Foster notes that his earlier careers were inspired by books. He became a fire lookout after reading The Dharma Bums by Jack Kerouac and fought forest fires in Colorado and Wyoming. When he was 19 working as a bouncer, he made his first attempt at reading Herman Melville's Moby Dick. He said that he did not enjoy it at first, but later found that the University of California Press Edition was "like NOT getting struck by lightning while a lightning storm strikes all around you on the north edge of the Grand Canyon."

== Writing ==
Foster is primarily known for poetry, although he has published two experimental novels and edited an anthology. His most recent books include: Atomik Aztex, a novel; World Ball Notebook; and City of the Future. Forthcoming in 2020 is a second work of speculative fiction, ELADATL: A History of the East Los Angeles Dirigible Air Transport Lines.
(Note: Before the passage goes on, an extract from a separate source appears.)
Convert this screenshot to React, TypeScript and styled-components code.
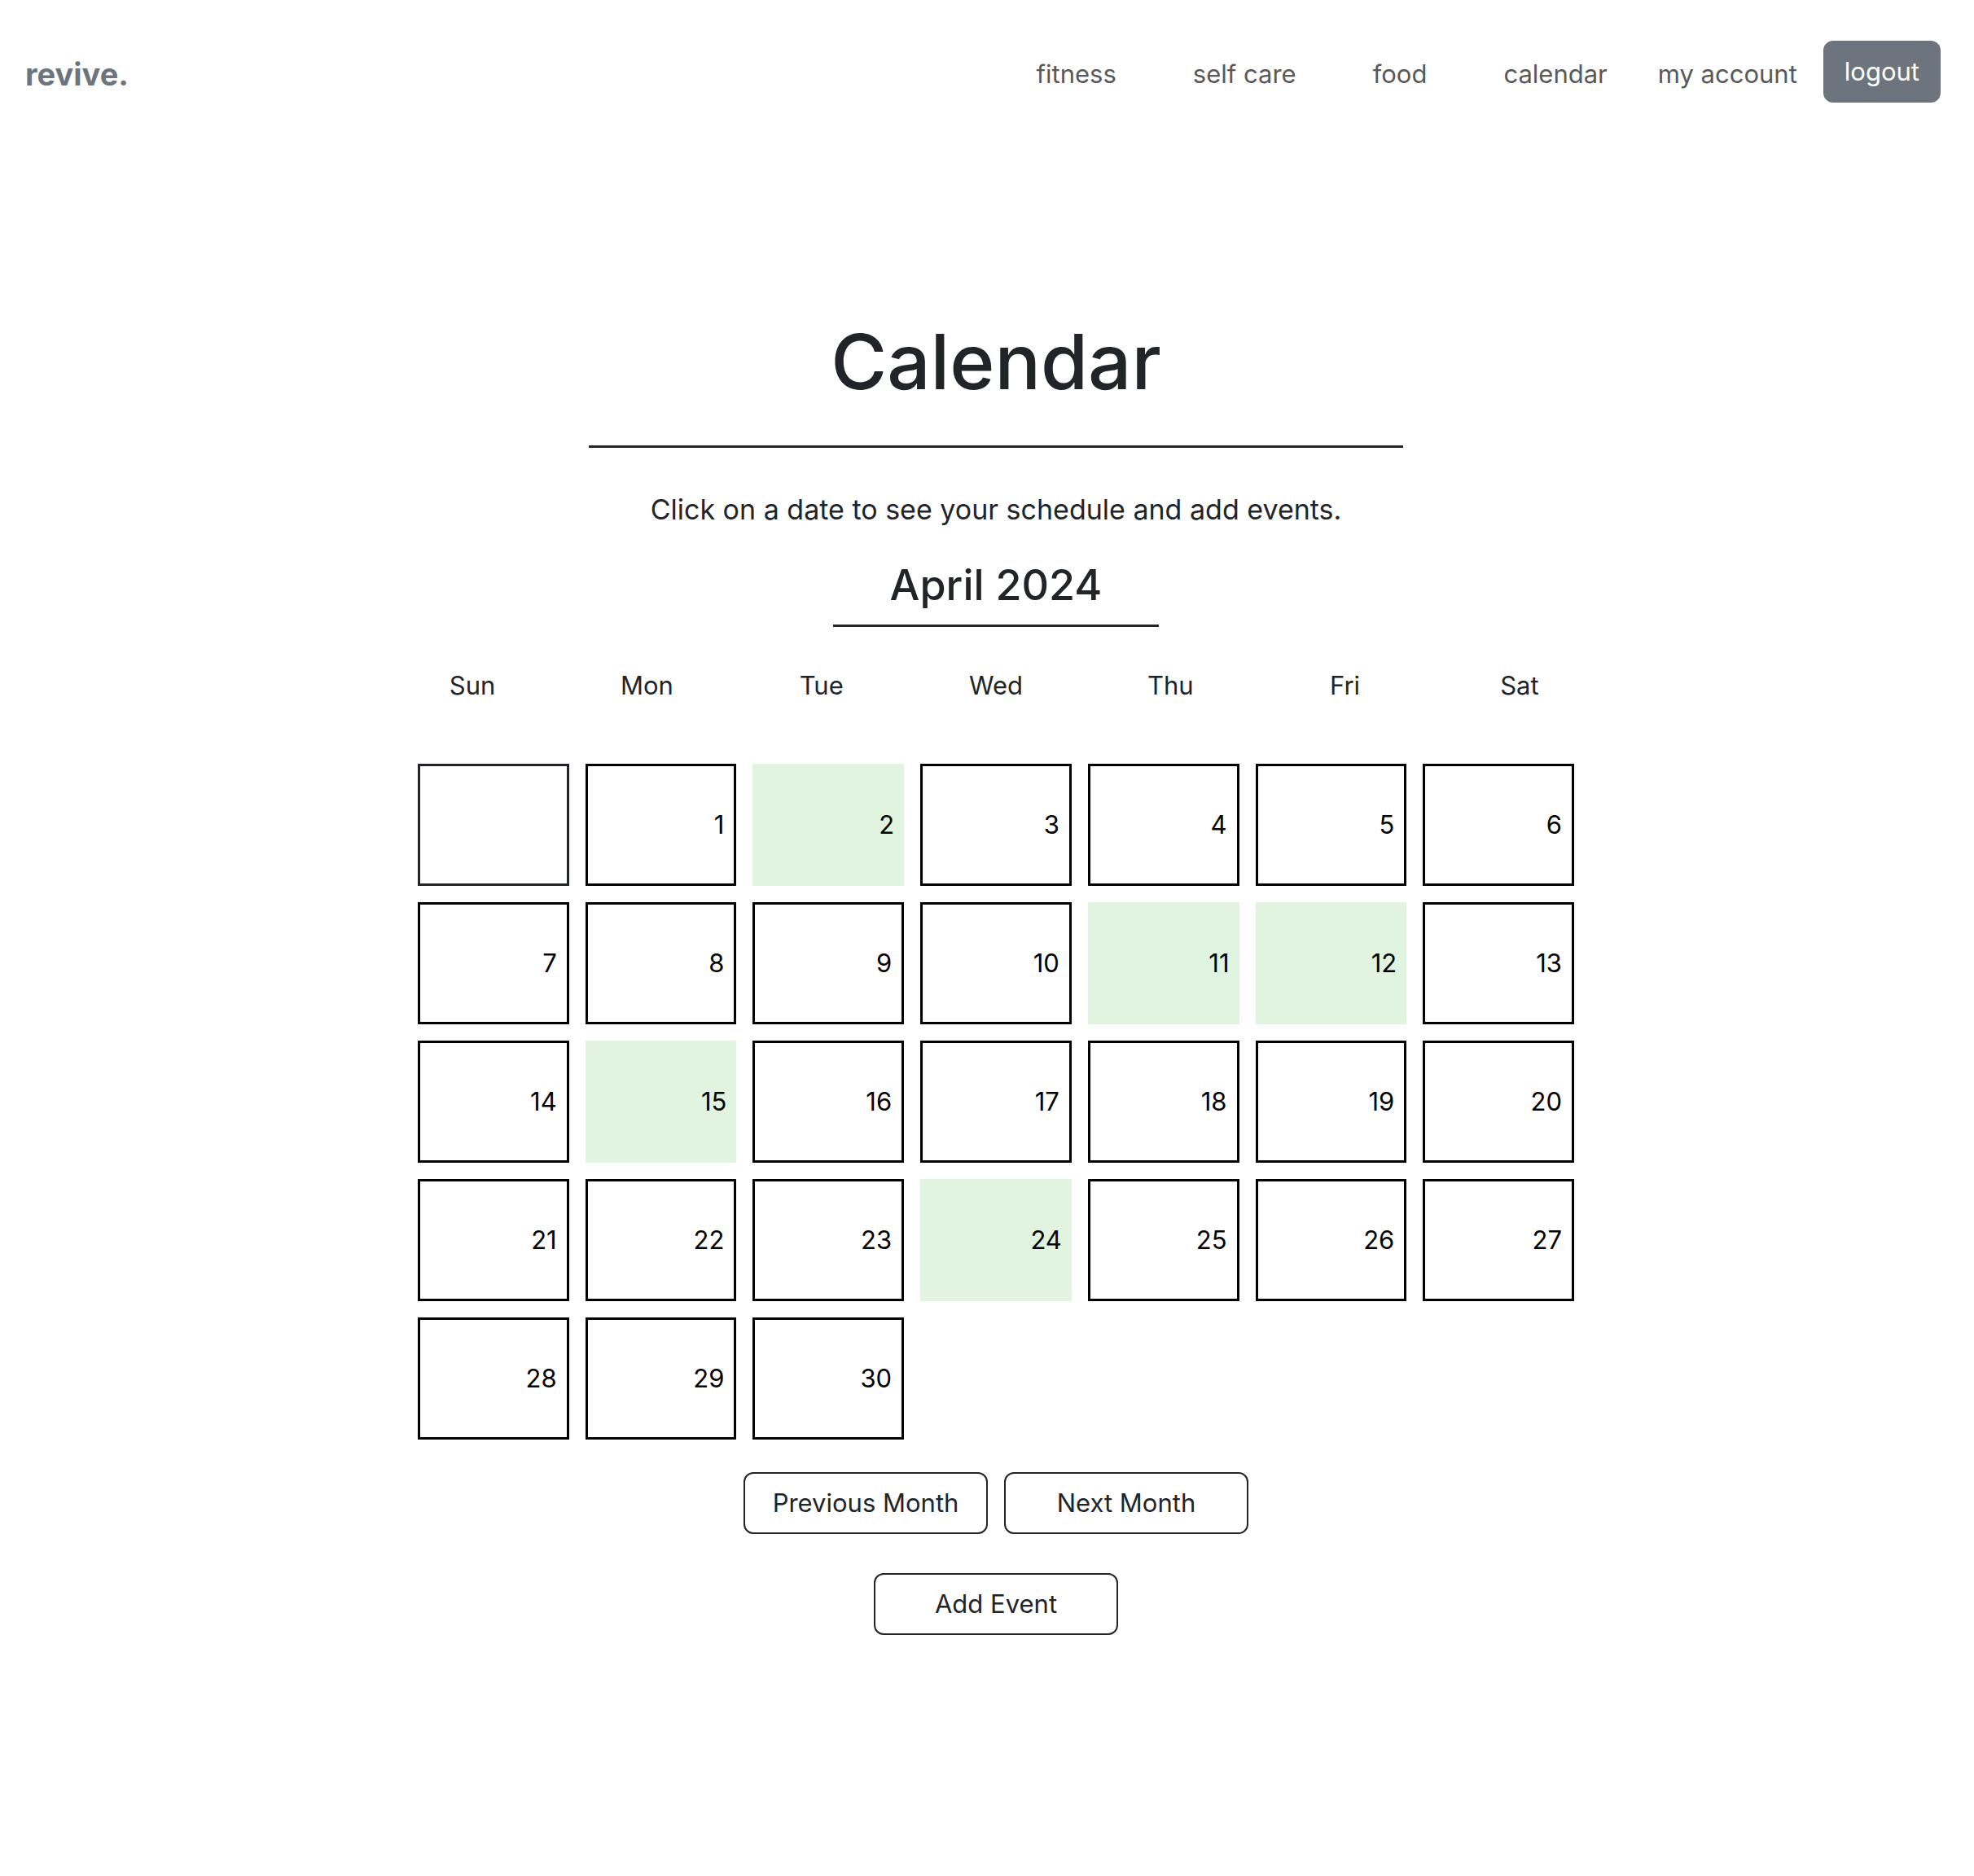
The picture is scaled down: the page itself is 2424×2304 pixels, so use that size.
import React from "react";
import styled, { createGlobalStyle } from "styled-components";

const ink = "#212529";
const slate = "#6c757d";
const booked = "#e1f4df";

const GlobalStyle = createGlobalStyle`
  *, *::before, *::after { box-sizing: border-box; }
  body {
    margin: 0;
    background: #fff;
    color: ${ink};
    font-family: Inter, "Liberation Sans", sans-serif;
    font-size: 31px;
    line-height: 48px;
  }
  h1, h2, p { margin: 0; }
  button { font: inherit; cursor: pointer; }
`;

const Navbar = styled.header`
  display: flex;
  align-items: center;
  justify-content: space-between;
  padding: 50px 41px 0 31px;
`;

const Brand = styled.a`
  padding-top: 6px;
  color: ${slate};
  font-size: 38px;
  font-weight: 700;
  text-decoration: none;
`;

const Nav = styled.nav`
  display: flex;
  align-items: center;
`;

const Links = styled.div`
  display: flex;
  gap: 94px;
`;

const NavLink = styled.a`
  padding-top: 6px;
  color: #595959;
  text-decoration: none;
`;

const AccountLink = styled(NavLink)`
  margin: 0 32px 0 62px;
`;

const LogoutButton = styled.button`
  height: 76px;
  padding: 0 26px;
  border: 0;
  border-radius: 12px;
  background: ${slate};
  color: #fff;
`;

const Main = styled.main`
  display: flex;
  flex-direction: column;
  align-items: center;
  padding: 258px 0 96px 22px;
`;

const Title = styled.h1`
  padding-bottom: 43px;
  font-size: 94px;
  font-weight: 500;
  line-height: 120px;
`;

const Rule = styled.hr<{ $width: number }>`
  width: ${(p) => p.$width}px;
  max-width: 100%;
  height: 3px;
  margin: 0;
  border: 0;
  background: ${ink};
`;

const Intro = styled.p`
  padding: 48px 0 33px;
  font-size: 34px;
  line-height: 56px;
`;

const Month = styled.h2`
  padding-bottom: 16px;
  font-size: 52px;
  font-weight: 500;
  line-height: 64px;
`;

const Calendar = styled.section`
  width: 100%;
  max-width: 1500px;
  padding-top: 48px;
`;

const WeekdayRow = styled.div`
  display: grid;
  grid-template-columns: repeat(7, 1fr);
  text-align: center;
`;

const DayGrid = styled.div`
  display: grid;
  grid-template-columns: repeat(7, 1fr);
  grid-auto-rows: 150px;
  gap: 20px;
  padding: 72px 40px 40px;
`;

const EmptyDay = styled.div`
  border: 3px solid ${ink};
`;

const Day = styled.button<{ $booked: boolean }>`
  padding: 0 12px;
  border: ${(p) => (p.$booked ? "0" : "3px solid #000")};
  border-radius: 0;
  background: ${(p) => (p.$booked ? booked : "transparent")};
  color: #000;
  text-align: right;
`;

const Actions = styled.div`
  display: flex;
  flex-wrap: wrap;
  justify-content: center;
  gap: 20px;
  margin-bottom: 48px;
`;

const ActionButton = styled.button`
  width: 300px;
  height: 76px;
  padding: 0;
  border: 2px solid ${ink};
  border-radius: 12px;
  background: transparent;
  color: ${ink};
`;

const links = ["fitness", "self care", "food", "calendar"];
const weekdays = ["Sun", "Mon", "Tue", "Wed", "Thu", "Fri", "Sat"];
const days = Array.from({ length: 30 }, (_, i) => i + 1);
const bookedDays = [2, 11, 12, 15, 24];

export default function App() {
  return (
    <>
      <GlobalStyle />
      <Navbar>
        <Brand href="#">revive.</Brand>
        <Nav>
          <Links>
            {links.map((link) => (
              <NavLink key={link} href="#">
                {link}
              </NavLink>
            ))}
          </Links>
          <AccountLink href="#">my account</AccountLink>
          <LogoutButton type="button">logout</LogoutButton>
        </Nav>
      </Navbar>
      <Main>
        <Title>Calendar</Title>
        <Rule $width={1000} />
        <Intro>Click on a date to see your schedule and add events.</Intro>
        <Month>April 2024</Month>
        <Rule $width={400} />
        <Calendar>
          <WeekdayRow>
            {weekdays.map((name) => (
              <span key={name}>{name}</span>
            ))}
          </WeekdayRow>
          <DayGrid>
            <EmptyDay />
            {days.map((day) => (
              <Day key={day} type="button" $booked={bookedDays.includes(day)}>
                {day}
              </Day>
            ))}
          </DayGrid>
        </Calendar>
        <Actions>
          <ActionButton type="button">Previous Month</ActionButton>
          <ActionButton type="button">Next Month</ActionButton>
        </Actions>
        <ActionButton type="button">Add Event</ActionButton>
      </Main>
    </>
  );
}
His work often employs experimental or hybrid formal constraints (in World Ball Notebook, the conceit of the "game"; the prose poems of City Terrace Field Manual; the speculative hybrid novel forms in both Atomik Aztex and ELADATL.)

Foster's work has been published in The Oxford Anthology of Modern American Poetry, Language for a New Century: Poetry from the Middle East, Asia and Beyond, and State of the Union: 50 Political Poems.

In "review of 'made in l.a.'’ at the ucla hammer museum", Foster critiques the omission of artists of color in an exhibit lauded by critics. The poem is at once a litany of absence as memory as much as it speaks to a firm disagreement with a present (and president) who echo the same histories he experienced 20 years before.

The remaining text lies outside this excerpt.